Charley Fazio, dalle mostre alle missioni umanitarie «La foto più importante è quella che non ho scattato»

«Ero un geologo, lavoravo al petrolchimico di Siracusa, poi nel 2006 mi sono licenziato». L’avventura di Charley Fazio nel mondo della fotografia inizia così, con un’istanza a cui inizialmente non sapeva dare una connotazione e che lo ha portato, alla fine, a diventare uno dei fotografi più apprezzati non solo a Palermo, ma in tutta Italia e all’estero. «Mi piaceva le geologia – racconta – ma avevo dentro delle cose che dovevano ancora esplodere. Sapevo che sarebbe successo qualcosa, dovevo solo capire cosa. Mi dilettavo con le foto, ma non tanto da credere che sarebbe potuto diventare il mio lavoro, poi ho partecipato al Sony world photography awards arrivando in semifinale. Ho pensato allora di dedicarmi alla fotografia e da buon geologo sono subito andato sull’Etna per documentare le eruzioni. Poi la prima mostra grazie a uno sponsor e da lì la decisione di diventare un fotografo».

Dopo un periodo in cui si è dedicato soprattutto alle foto di spettacolo, Fazio inizia la sua esperienza al seguito delle Onlus. «Ho realizzato un servizio in Senegal su dei bambini abbandonati affidati a un pastore musulmano che dà loro riparo e li manda a chiedere le elemosina per suo conto. Le foto scattate sono state vendute e il ricavato donato alle associazioni che si occupano di dare un’infanzia a questi bambini, offrendo loro un’istruzione che va oltre lo studio mnemonico del Corano». E queste foto sono valse a Fazio, palermitano di nascita, l’iscrizione nella lista dei fotografi dell’Unicef

Grazie a una mostra in Trentino l’incontro con Gaetano Turrini e Hope for children, una Onlus che si occupa di fornire aiuti umanitari ai rifugiati tra Siria e Turchia «e alla prima occasione – spiega – sono partito con loro per Lesvos – il punto di approdo dei naufraghi in fuga dalle zone di guerra in Medio Oriente ndr-. Conoscere quelle persone, i volontari, è stata un’esperienza incredibile. Con loro faremo dei documentari e creeremo un archivio di immagini». Nascono così il documentario Indaco Con l’Isola dentro, una mostra che sta girando l’Europa con l’obiettivo di raccogliere fondi per i bambini rifugiati nel campo profughi siriano di Bab al Salam. E sempre con Hoper for children il fotografo partirà a inizio luglio alla volta della Turchia.
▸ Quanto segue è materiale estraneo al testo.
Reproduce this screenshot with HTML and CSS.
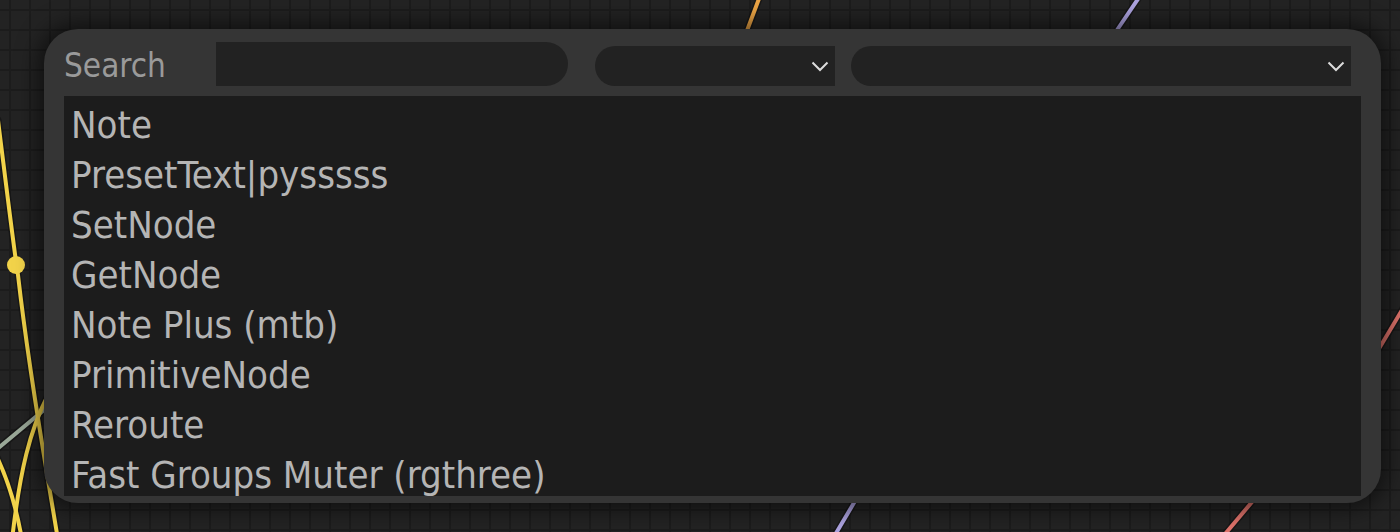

Stati Uniti, Portogallo, Francia, Singapore, le opere di Charley Fazio e la sua idea che una fotografia debba soddisfare non solo l’occhio ma anche l’anima, hanno fatto il giro del mondo, ma gli scatti migliori, secondo l’artista, non sono stati impressi su pellicola, sono rimasti negli occhi e nel cuore dell’autore. «Fotografo di tutto e tanto, ma le foto che mi hanno più segnato sono quelle che non ho mai scattato. Ci sono delle volte in cui anche un fotografo deve sapere quando fermarsi». 

«A Lesvos erano appena sbarcati alcuni yazidi in fuga dall’Iraq. Erano sfiniti dopo la traversata e affollavano il piazzale. Non ce l’ho fatta a puntargli l’obiettivo della macchina fotografica in faccia come un fucile in cerca di un ritratto, mi sono limitato a fare alcuni scatti senza neanche guardare, quasi di nascosto, facendo il possibile perché non se ne accorgessero, per non violare quel momento difficile». Ma le grandi emozioni possono trovarsi anche a pochi passi da casa. «Mi trovavo al mercato storico di Ballarò. A un tratto è come se il tempo si fosse fermato e tra la folla, insolitamente congelata in mezzo alle bancarelle, si è fatta strada una bara portata a spalla da alcune persone. C’era una luce eccezionale e avevo la macchina fotografica con me. Sarebbe stata una foto incredibile, ma non ho fatto nessuno scatto. Sentivo che dovevo fermarmi».